El valor de la locura

El plato que me acaban de servir es menguado, entre cuatro y seis bocados chicos según el ritmo que le apliques, tiene aire cercano y si no fuera por el contenido resultaría casi familiar. Ocupa el fondo de un pequeño cuenco que aparece dividido en dos; una cucharada de caviar a la izquierda y del otro lado una crema de curry vindaloo adornado con dos minúsculas pellas blancas que resultan ser de yogur griego. A primera vista nada del otro mundo. Llevo 20 días dando vueltas por la alta cocina española y me han servido más caviar del que había comido en los últimos cinco años. La falta de ideas que enmarca el trabajo de buena parte del sector lo ha convertido en el sazonador de lujo favorito del cocinero pintón, con más necesidad de aparentar que ganas de trabajar, y en un canto a la cocina hortera. Esta vez no hay nada de eso. El encuentro con el plato dispara la sorpresa. El caviar no se parece en nada a lo que he comido antes. Se muestra menos graso, la textura es tensa y exhibe una seriedad que nunca le había imaginado. Me fascina lo que muestra y todavía más lo que intuyo detrás de esta aventura.

Hace falta un toque de locura para acabar asando una cucharada de caviar y tocar lo intocable, como hace David Muñoz en este plato del menú de DiverXo. Después de eso, se necesita volver a la cordura, la reflexión y el trabajo para encontrar el camino que ilumine la quimera. Lo consigue con un horno tandoori, en el que la acumulación de calor es tal que el asado se puede concretar en pocos segundos sin secar las huevas. El resultado enamora y propicia un sugestivo juego de encuentros. La densa textura salina del caviar, el cremoso picor especiado del curry y el contrapunto refrescante del yogur contribuyen al éxito. El caviar ha cambiado tanto desde que el esturión casi dejó de nadar en el Caspio que se agradece el maquillaje y la sorpresa.

Es el segundo aperitivo de un menú que se alargará más allá de lo convencional para construir una de las comidas más estimulantes que he disfrutado en los últimos años. Un par de contratiempos, la distancia y alguna mala decisión me habían alejado de esta casa y la vuelta se concreta a lo grande. Veo que el desvarío sigue sobrevolando esta cocina, como lo hizo cuando la conocí hace 10 años en la humildad de la calle Francisco Medrano. Entonces se mostraba desde otra perspectiva, pero la locura estuvo presente desde el primer día para romper ritmos, esquemas y convenciones, lo que significa abrir caminos. Eso que llamaron vanguardia hasta que acabamos gastando el término.

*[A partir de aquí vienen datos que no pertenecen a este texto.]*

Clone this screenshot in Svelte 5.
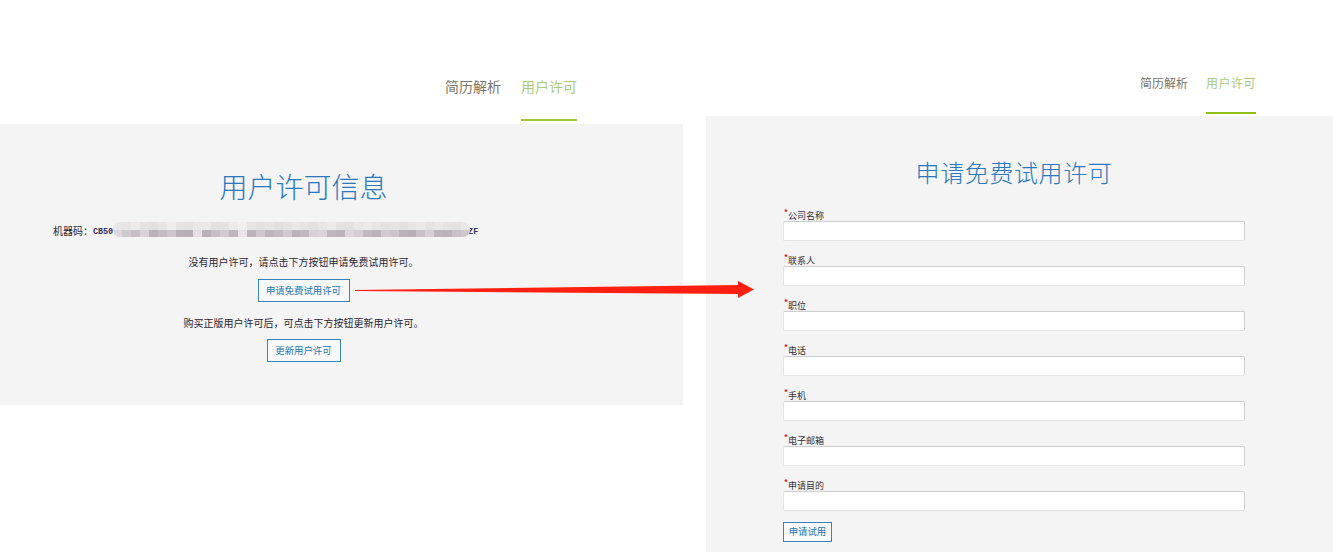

Todo es nuevo y nada es diferente en el DiverXo consagrado. Ha ganado en madurez y profundidad y ha crecido tanto que no adivino sus horizontes, pero lo encuentro tan chocante, llamativo y rompedor como me resultó hace 10 años. La perspectiva era diferente, pero David Muñoz presentaba unas credenciales que convertían la locura en uno de sus principales activos culinarios. En otros restaurantes es la investigación y la técnica, el volver a pensar ¿cómo lo hacen?, pero aquí el detonante está en el desvarío.

No hay mucho lugar para la locura en las cocinas de nuestro tiempo, tan ordenadas y a menudo tan rutinarias, como si avanzaran con miedo a salirse del guion. Vuelvo a encontrarla en la zona dulce del menú del Celler de Can Roca, en Girona. Jordi Roca ha rescatado la memoria con un plato que reúne dos ingredientes que fueron cotidianos en días escolares: el lápiz y la goma de borrar que mordisqueábamos mientras hacíamos las tareas. Resultado: sopa de lápiz Cedro con ralladura de goma de nata Milán. Tras él una tarta al whisky con whisky a la tarta. La forma de convertir un bocado tan manido como la tarta al whisky en un sugestivo ejercicio de fantasía. La tarta, con whisky, se sirve con un whisky impregnado con el sabor de la propia tarta. Dos travesuras que no cambiaran la historia de la cocina pero muestran el brillo de quienes todavía se atreven a pensar de otra manera.